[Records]

* start *

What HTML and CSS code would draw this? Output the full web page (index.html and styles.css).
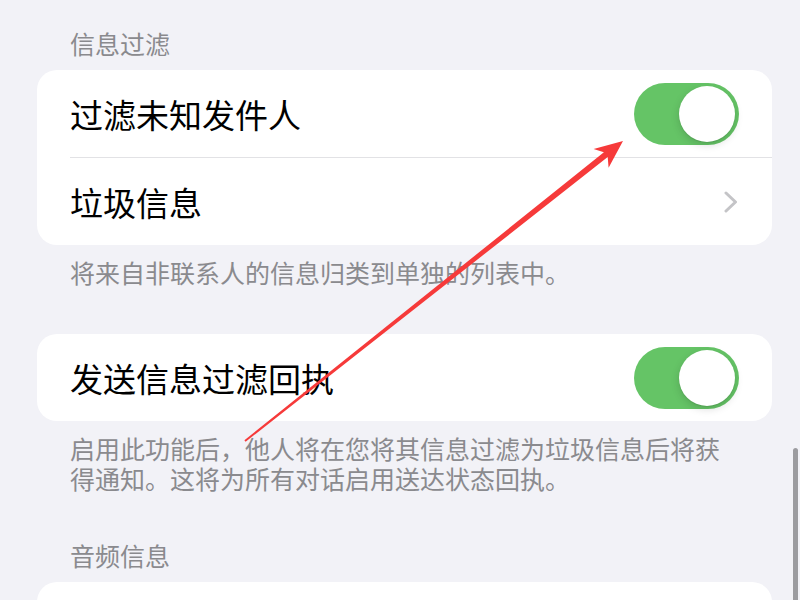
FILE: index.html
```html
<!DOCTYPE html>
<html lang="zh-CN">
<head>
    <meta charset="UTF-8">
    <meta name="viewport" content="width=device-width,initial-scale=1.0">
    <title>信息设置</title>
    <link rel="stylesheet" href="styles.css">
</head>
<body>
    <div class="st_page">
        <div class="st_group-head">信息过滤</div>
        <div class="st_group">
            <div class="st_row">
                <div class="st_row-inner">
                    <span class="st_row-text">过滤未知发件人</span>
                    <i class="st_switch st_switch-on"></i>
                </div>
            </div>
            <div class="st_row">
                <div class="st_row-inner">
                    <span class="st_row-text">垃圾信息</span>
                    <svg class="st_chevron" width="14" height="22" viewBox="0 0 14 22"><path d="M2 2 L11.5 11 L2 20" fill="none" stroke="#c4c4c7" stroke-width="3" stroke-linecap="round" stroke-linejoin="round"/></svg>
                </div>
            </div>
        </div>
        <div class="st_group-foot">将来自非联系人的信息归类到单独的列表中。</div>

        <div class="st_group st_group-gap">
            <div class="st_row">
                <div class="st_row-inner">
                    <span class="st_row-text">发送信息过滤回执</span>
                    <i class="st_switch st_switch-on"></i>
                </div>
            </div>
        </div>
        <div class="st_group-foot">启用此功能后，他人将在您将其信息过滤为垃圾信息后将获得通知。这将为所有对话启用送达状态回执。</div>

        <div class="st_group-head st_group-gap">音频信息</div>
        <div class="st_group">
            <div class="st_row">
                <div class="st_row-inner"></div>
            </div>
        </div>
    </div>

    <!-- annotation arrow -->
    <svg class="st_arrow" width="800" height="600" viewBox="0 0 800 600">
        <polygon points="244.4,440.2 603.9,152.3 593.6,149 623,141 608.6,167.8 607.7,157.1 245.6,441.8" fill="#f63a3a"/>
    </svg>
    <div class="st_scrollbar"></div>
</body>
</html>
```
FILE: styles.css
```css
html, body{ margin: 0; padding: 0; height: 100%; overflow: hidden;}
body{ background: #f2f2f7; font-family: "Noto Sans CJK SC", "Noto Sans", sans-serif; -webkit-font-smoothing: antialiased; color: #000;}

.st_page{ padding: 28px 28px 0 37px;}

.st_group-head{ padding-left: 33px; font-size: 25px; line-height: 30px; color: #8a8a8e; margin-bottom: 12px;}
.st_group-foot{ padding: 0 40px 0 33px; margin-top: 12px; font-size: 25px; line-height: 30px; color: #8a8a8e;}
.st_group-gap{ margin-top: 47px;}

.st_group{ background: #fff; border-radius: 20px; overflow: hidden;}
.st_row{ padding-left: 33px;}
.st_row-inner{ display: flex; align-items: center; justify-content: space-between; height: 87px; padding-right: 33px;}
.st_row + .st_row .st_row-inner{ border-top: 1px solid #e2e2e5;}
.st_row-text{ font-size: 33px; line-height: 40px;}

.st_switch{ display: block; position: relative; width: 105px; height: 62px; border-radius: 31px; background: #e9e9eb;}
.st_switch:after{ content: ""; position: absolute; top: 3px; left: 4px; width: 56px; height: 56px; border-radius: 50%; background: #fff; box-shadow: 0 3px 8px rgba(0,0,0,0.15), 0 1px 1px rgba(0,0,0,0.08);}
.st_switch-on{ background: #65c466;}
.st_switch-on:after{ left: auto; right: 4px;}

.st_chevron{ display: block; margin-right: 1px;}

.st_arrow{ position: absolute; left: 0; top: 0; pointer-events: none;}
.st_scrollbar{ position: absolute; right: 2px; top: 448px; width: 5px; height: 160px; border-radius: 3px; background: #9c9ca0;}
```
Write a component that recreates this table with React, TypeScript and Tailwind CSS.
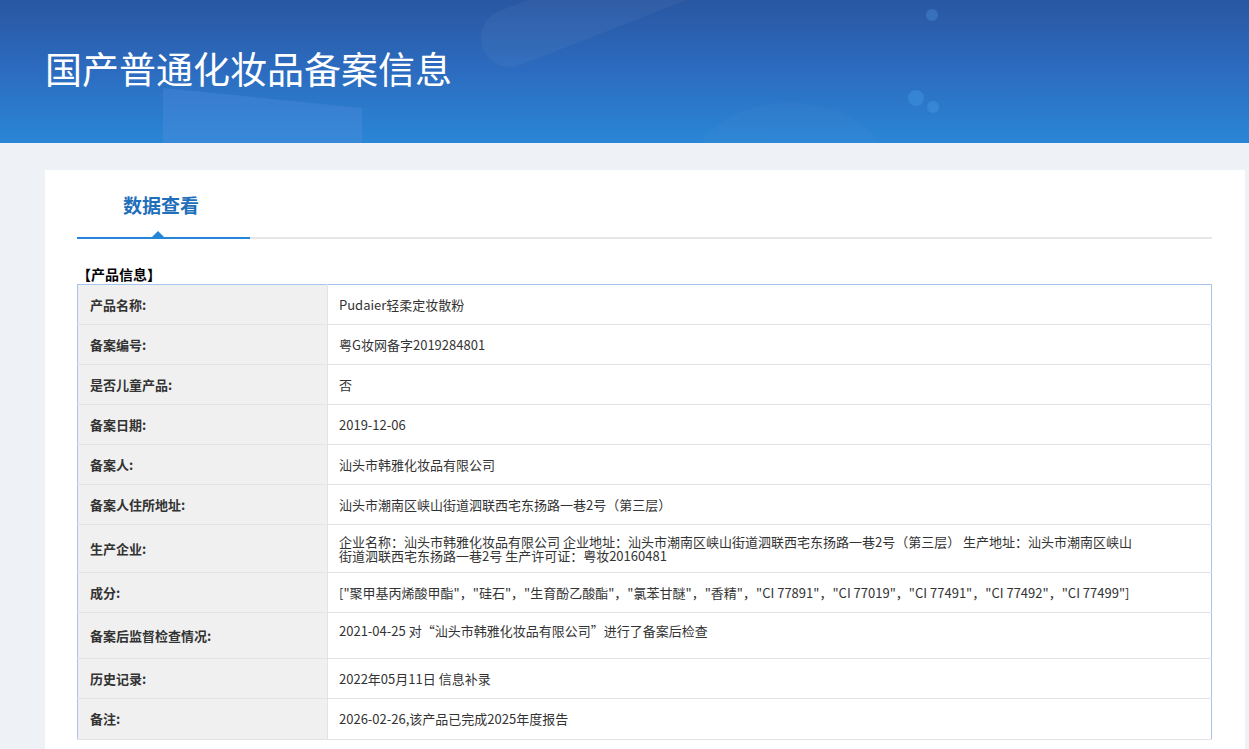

* end *

→ Your goal
Reproduce the data above in full, exactly as it is, with the pictures left out.

→ Task answer
What HTML and CSS code would draw this? Output the full web page (index.html and styles.css).
FILE: index.html
```html
<!DOCTYPE html>
<html lang="zh-CN">
<head>
    <meta charset="UTF-8">
    <meta name="viewport" content="width=device-width,initial-scale=1.0">
    <title>信息设置</title>
    <link rel="stylesheet" href="styles.css">
</head>
<body>
    <div class="st_page">
        <div class="st_group-head">信息过滤</div>
        <div class="st_group">
            <div class="st_row">
                <div class="st_row-inner">
                    <span class="st_row-text">过滤未知发件人</span>
                    <i class="st_switch st_switch-on"></i>
                </div>
            </div>
            <div class="st_row">
                <div class="st_row-inner">
                    <span class="st_row-text">垃圾信息</span>
                    <svg class="st_chevron" width="14" height="22" viewBox="0 0 14 22"><path d="M2 2 L11.5 11 L2 20" fill="none" stroke="#c4c4c7" stroke-width="3" stroke-linecap="round" stroke-linejoin="round"/></svg>
                </div>
            </div>
        </div>
        <div class="st_group-foot">将来自非联系人的信息归类到单独的列表中。</div>

        <div class="st_group st_group-gap">
            <div class="st_row">
                <div class="st_row-inner">
                    <span class="st_row-text">发送信息过滤回执</span>
                    <i class="st_switch st_switch-on"></i>
                </div>
            </div>
        </div>
        <div class="st_group-foot">启用此功能后，他人将在您将其信息过滤为垃圾信息后将获得通知。这将为所有对话启用送达状态回执。</div>

        <div class="st_group-head st_group-gap">音频信息</div>
        <div class="st_group">
            <div class="st_row">
                <div class="st_row-inner"></div>
            </div>
        </div>
    </div>

    <!-- annotation arrow -->
    <svg class="st_arrow" width="800" height="600" viewBox="0 0 800 600">
        <polygon points="244.4,440.2 603.9,152.3 593.6,149 623,141 608.6,167.8 607.7,157.1 245.6,441.8" fill="#f63a3a"/>
    </svg>
    <div class="st_scrollbar"></div>
</body>
</html>
```
FILE: styles.css
```css
html, body{ margin: 0; padding: 0; height: 100%; overflow: hidden;}
body{ background: #f2f2f7; font-family: "Noto Sans CJK SC", "Noto Sans", sans-serif; -webkit-font-smoothing: antialiased; color: #000;}

.st_page{ padding: 28px 28px 0 37px;}

.st_group-head{ padding-left: 33px; font-size: 25px; line-height: 30px; color: #8a8a8e; margin-bottom: 12px;}
.st_group-foot{ padding: 0 40px 0 33px; margin-top: 12px; font-size: 25px; line-height: 30px; color: #8a8a8e;}
.st_group-gap{ margin-top: 47px;}

.st_group{ background: #fff; border-radius: 20px; overflow: hidden;}
.st_row{ padding-left: 33px;}
.st_row-inner{ display: flex; align-items: center; justify-content: space-between; height: 87px; padding-right: 33px;}
.st_row + .st_row .st_row-inner{ border-top: 1px solid #e2e2e5;}
.st_row-text{ font-size: 33px; line-height: 40px;}

.st_switch{ display: block; position: relative; width: 105px; height: 62px; border-radius: 31px; background: #e9e9eb;}
.st_switch:after{ content: ""; position: absolute; top: 3px; left: 4px; width: 56px; height: 56px; border-radius: 50%; background: #fff; box-shadow: 0 3px 8px rgba(0,0,0,0.15), 0 1px 1px rgba(0,0,0,0.08);}
.st_switch-on{ background: #65c466;}
.st_switch-on:after{ left: auto; right: 4px;}

.st_chevron{ display: block; margin-right: 1px;}

.st_arrow{ position: absolute; left: 0; top: 0; pointer-events: none;}
.st_scrollbar{ position: absolute; right: 2px; top: 448px; width: 5px; height: 160px; border-radius: 3px; background: #9c9ca0;}
```
Write a component that recreates this table with React, TypeScript and Tailwind CSS.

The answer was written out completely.